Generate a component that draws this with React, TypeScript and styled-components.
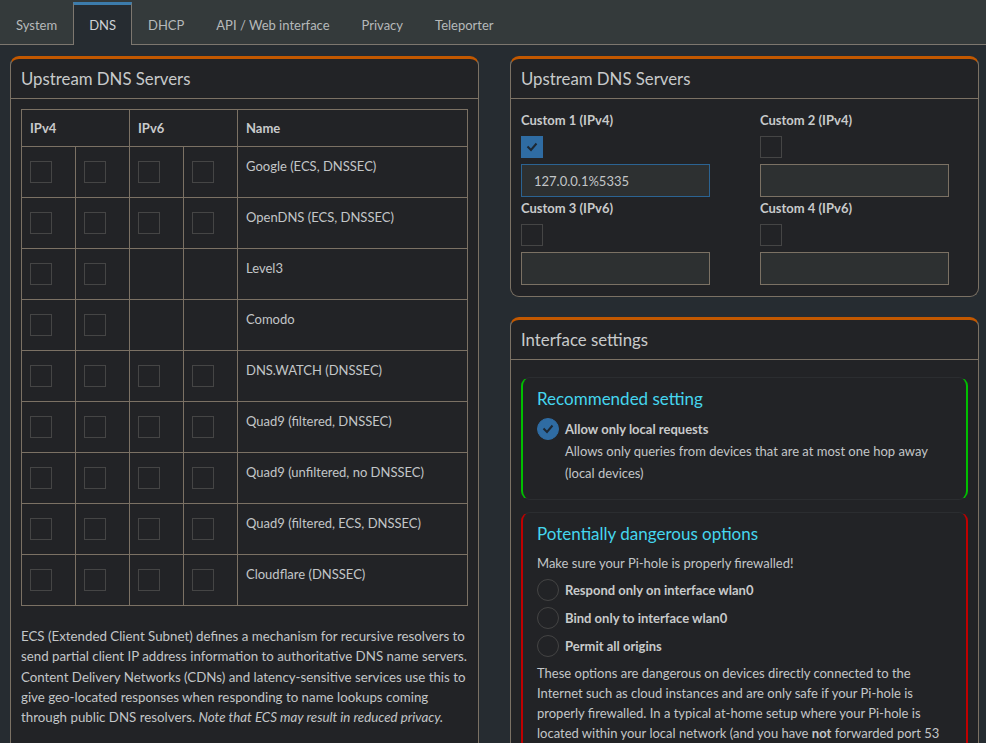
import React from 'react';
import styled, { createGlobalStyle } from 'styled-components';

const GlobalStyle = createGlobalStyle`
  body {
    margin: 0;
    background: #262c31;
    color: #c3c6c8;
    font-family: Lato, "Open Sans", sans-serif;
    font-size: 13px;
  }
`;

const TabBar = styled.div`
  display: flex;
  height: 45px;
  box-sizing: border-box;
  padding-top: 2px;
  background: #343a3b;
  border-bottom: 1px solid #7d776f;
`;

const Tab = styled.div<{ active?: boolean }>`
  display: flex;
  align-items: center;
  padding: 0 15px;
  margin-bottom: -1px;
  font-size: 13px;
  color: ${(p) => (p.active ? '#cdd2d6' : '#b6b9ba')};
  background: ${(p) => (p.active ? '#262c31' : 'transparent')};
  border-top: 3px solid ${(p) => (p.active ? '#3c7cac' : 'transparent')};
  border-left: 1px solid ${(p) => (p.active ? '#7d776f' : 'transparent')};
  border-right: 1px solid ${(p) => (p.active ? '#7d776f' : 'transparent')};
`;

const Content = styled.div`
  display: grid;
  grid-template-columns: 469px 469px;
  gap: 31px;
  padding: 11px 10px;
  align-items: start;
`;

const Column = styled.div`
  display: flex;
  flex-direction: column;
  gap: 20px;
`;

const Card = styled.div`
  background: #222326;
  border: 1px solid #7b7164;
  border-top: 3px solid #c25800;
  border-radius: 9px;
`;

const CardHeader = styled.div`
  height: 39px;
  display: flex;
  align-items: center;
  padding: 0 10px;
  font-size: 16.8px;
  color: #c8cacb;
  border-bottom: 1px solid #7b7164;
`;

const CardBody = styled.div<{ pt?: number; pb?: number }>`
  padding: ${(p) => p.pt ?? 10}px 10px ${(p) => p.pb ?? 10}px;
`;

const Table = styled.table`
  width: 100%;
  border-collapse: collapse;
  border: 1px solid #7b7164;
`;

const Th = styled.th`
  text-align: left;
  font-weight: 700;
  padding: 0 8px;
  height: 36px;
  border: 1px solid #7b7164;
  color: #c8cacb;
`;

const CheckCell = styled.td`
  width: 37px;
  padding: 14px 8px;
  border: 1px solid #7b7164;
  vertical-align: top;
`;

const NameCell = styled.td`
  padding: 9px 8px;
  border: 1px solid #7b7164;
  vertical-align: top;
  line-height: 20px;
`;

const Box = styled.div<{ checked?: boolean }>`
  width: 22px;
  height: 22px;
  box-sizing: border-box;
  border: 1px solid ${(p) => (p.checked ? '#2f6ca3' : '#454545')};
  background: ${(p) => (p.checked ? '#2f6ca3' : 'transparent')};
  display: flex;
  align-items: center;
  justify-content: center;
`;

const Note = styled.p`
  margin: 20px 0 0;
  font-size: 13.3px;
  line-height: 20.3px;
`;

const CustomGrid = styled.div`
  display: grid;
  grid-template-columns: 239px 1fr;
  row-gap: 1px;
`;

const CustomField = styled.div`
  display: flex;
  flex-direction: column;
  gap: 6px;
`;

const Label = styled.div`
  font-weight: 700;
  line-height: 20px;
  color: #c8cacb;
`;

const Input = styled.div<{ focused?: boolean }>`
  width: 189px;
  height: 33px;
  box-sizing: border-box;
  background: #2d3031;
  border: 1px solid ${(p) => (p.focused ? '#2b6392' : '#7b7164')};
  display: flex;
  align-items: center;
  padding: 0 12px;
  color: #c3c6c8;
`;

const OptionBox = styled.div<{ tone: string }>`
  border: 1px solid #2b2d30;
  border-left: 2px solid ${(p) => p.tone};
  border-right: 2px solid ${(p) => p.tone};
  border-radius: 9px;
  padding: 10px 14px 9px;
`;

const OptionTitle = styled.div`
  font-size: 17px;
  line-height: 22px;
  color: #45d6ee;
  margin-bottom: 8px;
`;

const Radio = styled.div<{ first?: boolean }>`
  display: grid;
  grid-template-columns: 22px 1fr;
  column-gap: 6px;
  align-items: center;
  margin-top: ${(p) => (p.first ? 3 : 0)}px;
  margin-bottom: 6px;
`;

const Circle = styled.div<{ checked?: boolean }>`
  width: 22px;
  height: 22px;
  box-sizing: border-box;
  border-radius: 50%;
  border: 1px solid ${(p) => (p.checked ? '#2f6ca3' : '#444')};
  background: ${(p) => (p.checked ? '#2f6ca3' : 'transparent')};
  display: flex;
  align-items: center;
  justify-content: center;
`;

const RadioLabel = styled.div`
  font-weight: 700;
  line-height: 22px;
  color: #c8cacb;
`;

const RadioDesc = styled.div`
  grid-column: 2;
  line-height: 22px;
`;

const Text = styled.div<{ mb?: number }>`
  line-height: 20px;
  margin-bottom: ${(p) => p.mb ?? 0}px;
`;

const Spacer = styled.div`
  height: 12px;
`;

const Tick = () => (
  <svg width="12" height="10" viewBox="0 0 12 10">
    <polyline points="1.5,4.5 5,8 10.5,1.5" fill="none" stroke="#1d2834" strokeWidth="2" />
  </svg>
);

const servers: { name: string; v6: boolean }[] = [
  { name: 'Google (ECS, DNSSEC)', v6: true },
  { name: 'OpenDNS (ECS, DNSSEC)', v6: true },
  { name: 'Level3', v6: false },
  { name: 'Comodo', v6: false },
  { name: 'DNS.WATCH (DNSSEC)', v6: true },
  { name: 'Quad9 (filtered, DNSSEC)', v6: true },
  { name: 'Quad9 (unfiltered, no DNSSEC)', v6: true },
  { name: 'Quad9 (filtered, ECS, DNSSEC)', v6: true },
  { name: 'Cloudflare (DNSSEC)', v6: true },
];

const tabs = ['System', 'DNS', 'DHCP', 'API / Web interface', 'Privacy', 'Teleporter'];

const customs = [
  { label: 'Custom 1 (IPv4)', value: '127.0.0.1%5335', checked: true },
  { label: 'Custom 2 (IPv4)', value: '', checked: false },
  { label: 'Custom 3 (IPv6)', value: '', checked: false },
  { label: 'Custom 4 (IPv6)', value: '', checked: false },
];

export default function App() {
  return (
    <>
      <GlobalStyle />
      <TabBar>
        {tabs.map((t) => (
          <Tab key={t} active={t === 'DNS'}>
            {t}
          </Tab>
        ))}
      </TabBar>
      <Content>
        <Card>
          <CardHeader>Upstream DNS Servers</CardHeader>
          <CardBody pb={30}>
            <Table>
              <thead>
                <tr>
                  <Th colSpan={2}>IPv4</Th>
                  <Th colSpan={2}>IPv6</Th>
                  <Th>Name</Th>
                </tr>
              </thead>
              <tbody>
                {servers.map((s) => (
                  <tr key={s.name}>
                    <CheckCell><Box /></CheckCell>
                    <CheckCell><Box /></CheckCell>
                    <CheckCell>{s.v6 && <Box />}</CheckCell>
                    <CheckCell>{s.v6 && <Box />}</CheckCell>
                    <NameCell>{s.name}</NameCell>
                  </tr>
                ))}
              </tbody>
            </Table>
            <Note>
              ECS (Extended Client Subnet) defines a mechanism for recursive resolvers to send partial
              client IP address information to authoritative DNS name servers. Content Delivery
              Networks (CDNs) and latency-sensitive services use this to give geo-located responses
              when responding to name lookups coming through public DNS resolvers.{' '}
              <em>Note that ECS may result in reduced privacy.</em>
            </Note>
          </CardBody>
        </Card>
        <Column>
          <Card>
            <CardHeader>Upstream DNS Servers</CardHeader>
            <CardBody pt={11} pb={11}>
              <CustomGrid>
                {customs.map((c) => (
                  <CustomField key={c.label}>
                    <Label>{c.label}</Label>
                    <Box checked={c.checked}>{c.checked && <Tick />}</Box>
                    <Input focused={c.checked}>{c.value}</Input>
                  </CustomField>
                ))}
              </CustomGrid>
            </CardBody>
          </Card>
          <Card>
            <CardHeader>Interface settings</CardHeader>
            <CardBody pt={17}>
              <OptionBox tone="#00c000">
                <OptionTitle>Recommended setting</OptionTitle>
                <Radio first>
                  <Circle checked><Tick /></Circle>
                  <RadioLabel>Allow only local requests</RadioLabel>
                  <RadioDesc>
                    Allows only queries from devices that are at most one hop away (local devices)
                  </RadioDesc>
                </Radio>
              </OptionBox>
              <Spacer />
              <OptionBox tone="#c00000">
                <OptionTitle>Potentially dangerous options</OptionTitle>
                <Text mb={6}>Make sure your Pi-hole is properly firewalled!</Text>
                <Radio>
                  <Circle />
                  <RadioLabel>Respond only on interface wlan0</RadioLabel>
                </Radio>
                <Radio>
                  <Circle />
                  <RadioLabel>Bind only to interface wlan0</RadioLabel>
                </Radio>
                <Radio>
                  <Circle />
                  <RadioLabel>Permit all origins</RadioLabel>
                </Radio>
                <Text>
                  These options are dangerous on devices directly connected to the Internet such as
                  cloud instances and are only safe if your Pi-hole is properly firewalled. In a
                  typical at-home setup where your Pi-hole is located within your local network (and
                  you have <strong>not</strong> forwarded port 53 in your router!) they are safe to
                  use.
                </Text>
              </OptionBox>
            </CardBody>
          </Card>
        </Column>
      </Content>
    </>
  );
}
________________________
Written instruction: Where does the word "components" appear? Return each line that holds it.

Result:
Generate a component that draws this with React, TypeScript and styled-components.
import styled, { createGlobalStyle } from 'styled-components';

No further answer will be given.